Ungefähr 1500 Gedichte hat Nevfel Cumart bisher veröffentlicht, vierzehn Gedichtbände sind erschienen. Bei der Lesung im Brunnenviertel hörte das Publikum nur sehr wenige davon, denn der vielfach ausgezeichnete Dichter ist nicht nur Autor, er ist auch ein unterhaltsamer Geschichtenerzähler, ein begabter und charmanter Entertainer. Er las ein Gedicht, verzichtete auf bedeutungsschwere Kunstpausen und wechselte schnell zur Anekdote, von Anekdote zu Gedicht und schnell zurück. Gesprochenes und gelesenes Wort flossen ineinander und gaben dem Abend eine angenehme Leichtigkeit.

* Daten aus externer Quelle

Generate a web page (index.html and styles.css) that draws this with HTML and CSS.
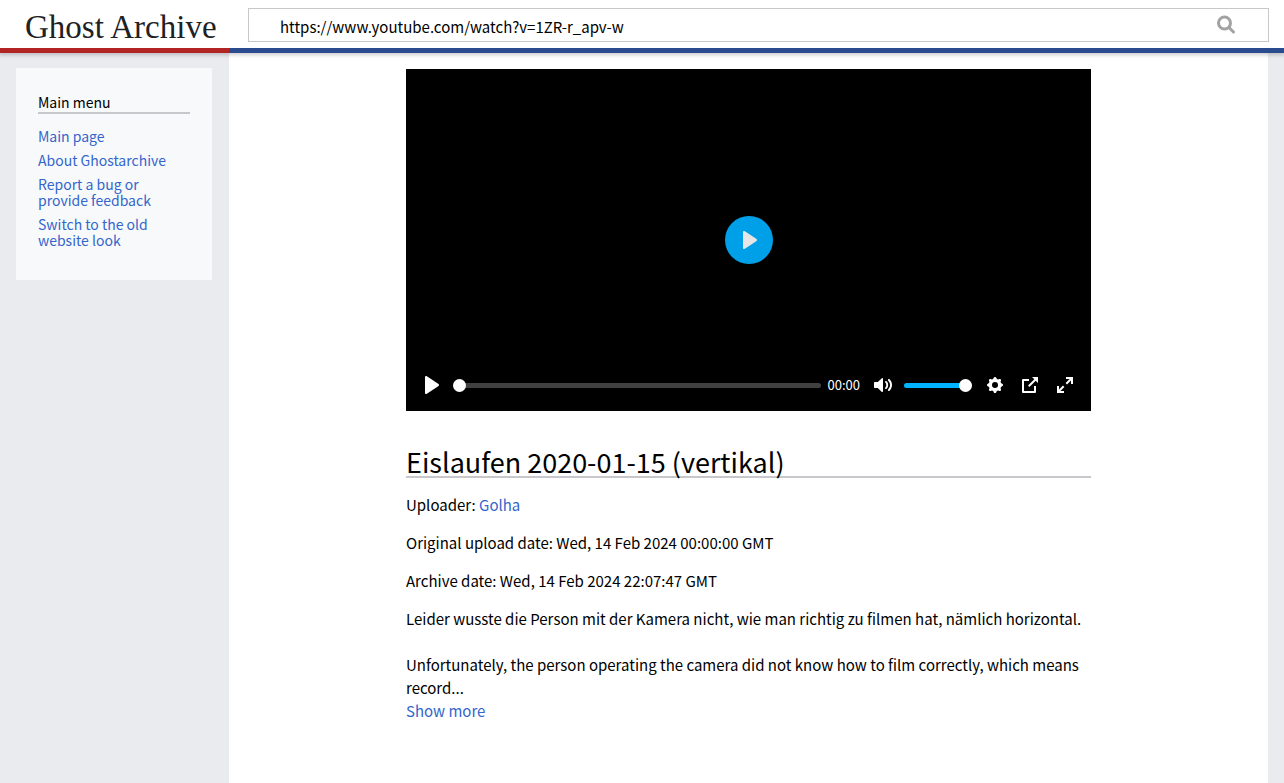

Die Lesung mit Nevfel Cumart hatte wenig von einer klassischen Autorenlesung, sie war mehr eine poetischen Unterhaltung mit dem Publikum. Cumarts Einladung zum Dialog nahmen die Zuhörer schnell an. Die Jugendlichen und Erwachsenen stellten viele Fragen, die der Dichter ausführlich beantwortete. Das Interesse des Publikums galt insbesondere seinem persönlichen Lebensweg und seinem türkischen Familienhintergrund. Nevfel Cumart erklärte unter anderem, dass er sich selbst nicht als Mustertürke, als erfolgreichen und integrierten Menschen, sehe. Dennoch eignet sich der Schriftsteller aus Bamberg als Vorbild und entsprechend waren auch seine Botschaften an sein überwiegend jugendliches Publikum: Lernt, macht etwas aus euch! Seid tolerant, macht euch Gedanken über euch und die Welt! Dass er dabei nicht belehrend daher kam, brachte ihm die Sympathie der Jugendlichen.
Dann wieder ein Gedicht. Über die Liebe, seine kleine Tochter Amelia, über Kairo, übers Fremdsein oder über eine Reise in die Türkei. Narrative Lyrik nenne sich das, was er macht und was er macht, hat weder Reim noch klassisches Versmaß. Es trägt Gedanken und Gefühle schrankenlos ins Publikum. Nevfel Cumart schafft den Spagat, ernsthafte Gedichte mit ernstem Hintergrund mit so viel Humor zu präsentieren, dass die Schüler/innen aus dem Wedding gleichzeitig lachen und nachdenklich werden. Das konnte man an den Gesichtern ablesen als die als „Wanderung zwischen den Kulturen“ angekündigte Veranstaltung mit zwei wieder sehr persönlichen Gedichten über Cumarts Tochter endete.